**Written problem**
Copy, from the entries below, each line where the word "with" can be found.

--- START OF Data rows ---

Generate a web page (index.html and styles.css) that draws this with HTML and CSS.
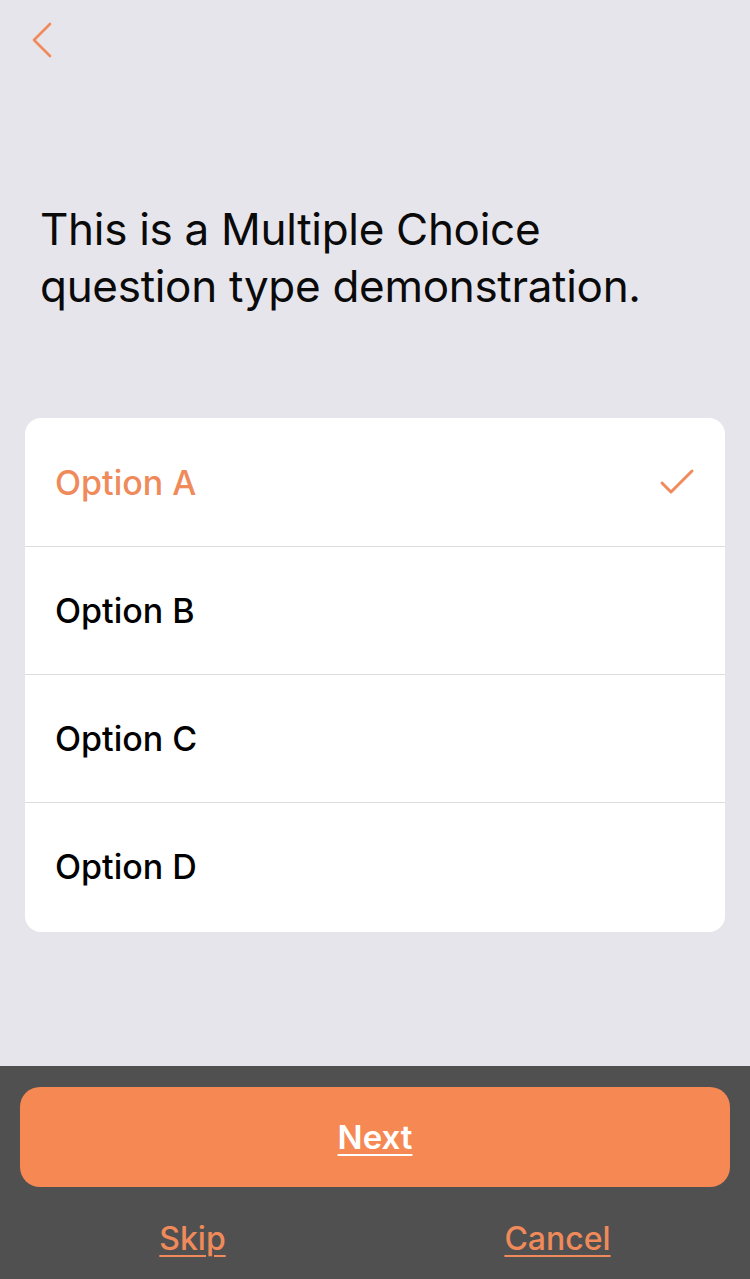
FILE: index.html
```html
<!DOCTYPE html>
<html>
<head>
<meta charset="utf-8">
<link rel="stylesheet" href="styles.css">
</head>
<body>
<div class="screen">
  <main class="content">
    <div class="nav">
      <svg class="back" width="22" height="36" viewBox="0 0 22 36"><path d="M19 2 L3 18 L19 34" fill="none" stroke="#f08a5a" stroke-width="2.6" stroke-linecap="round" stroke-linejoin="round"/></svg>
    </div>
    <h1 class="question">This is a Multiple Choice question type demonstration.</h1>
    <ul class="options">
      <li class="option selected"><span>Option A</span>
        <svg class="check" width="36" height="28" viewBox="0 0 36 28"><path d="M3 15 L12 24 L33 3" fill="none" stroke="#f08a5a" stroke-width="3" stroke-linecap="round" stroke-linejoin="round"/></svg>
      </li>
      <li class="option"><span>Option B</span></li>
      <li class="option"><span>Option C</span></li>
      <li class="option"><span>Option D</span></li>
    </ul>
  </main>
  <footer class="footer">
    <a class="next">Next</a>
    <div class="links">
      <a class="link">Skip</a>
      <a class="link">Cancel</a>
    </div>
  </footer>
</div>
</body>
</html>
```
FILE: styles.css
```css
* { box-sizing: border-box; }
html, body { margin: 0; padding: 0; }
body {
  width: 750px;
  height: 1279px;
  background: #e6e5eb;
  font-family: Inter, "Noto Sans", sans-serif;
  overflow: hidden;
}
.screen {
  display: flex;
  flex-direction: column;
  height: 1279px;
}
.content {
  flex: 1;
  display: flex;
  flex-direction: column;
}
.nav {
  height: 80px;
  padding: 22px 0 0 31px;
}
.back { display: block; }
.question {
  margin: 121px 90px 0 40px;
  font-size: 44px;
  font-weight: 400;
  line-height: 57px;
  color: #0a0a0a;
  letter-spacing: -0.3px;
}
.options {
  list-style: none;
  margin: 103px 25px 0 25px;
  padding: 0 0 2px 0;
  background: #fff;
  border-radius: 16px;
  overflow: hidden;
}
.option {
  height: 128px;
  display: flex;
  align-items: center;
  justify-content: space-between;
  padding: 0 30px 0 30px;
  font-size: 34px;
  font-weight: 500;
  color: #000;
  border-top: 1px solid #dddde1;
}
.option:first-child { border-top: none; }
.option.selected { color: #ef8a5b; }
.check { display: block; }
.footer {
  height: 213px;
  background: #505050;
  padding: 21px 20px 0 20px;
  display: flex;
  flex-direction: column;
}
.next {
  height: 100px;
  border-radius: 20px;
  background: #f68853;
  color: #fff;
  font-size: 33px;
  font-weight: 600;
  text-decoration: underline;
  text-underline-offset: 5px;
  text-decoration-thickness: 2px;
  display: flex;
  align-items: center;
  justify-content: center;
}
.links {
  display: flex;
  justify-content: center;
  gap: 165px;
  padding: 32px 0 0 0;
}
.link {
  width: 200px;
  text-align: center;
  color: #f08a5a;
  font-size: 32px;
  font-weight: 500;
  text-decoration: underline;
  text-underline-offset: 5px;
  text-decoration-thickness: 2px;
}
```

--- END OF Data rows ---
--- START OF Data rows ---

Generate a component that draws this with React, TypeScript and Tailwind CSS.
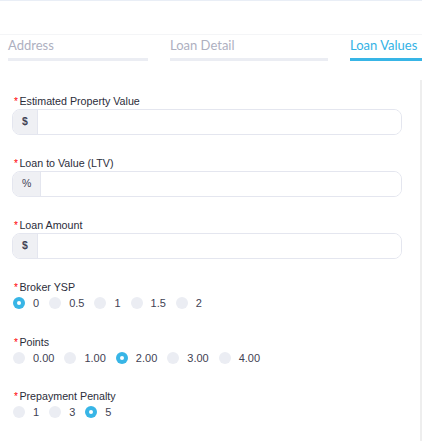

--- END OF Data rows ---
--- START OF Data rows ---

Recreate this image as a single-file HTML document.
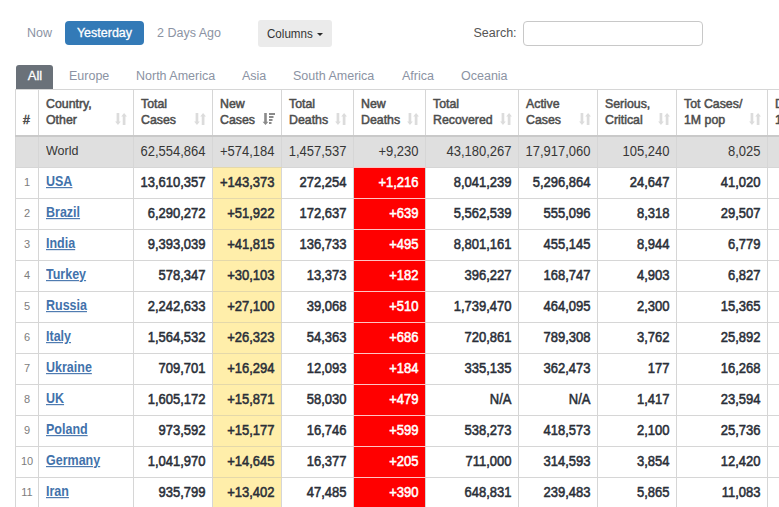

--- END OF Data rows ---

**Task answer**
Generate a web page (index.html and styles.css) that draws this with HTML and CSS.
Generate a component that draws this with React, TypeScript and Tailwind CSS.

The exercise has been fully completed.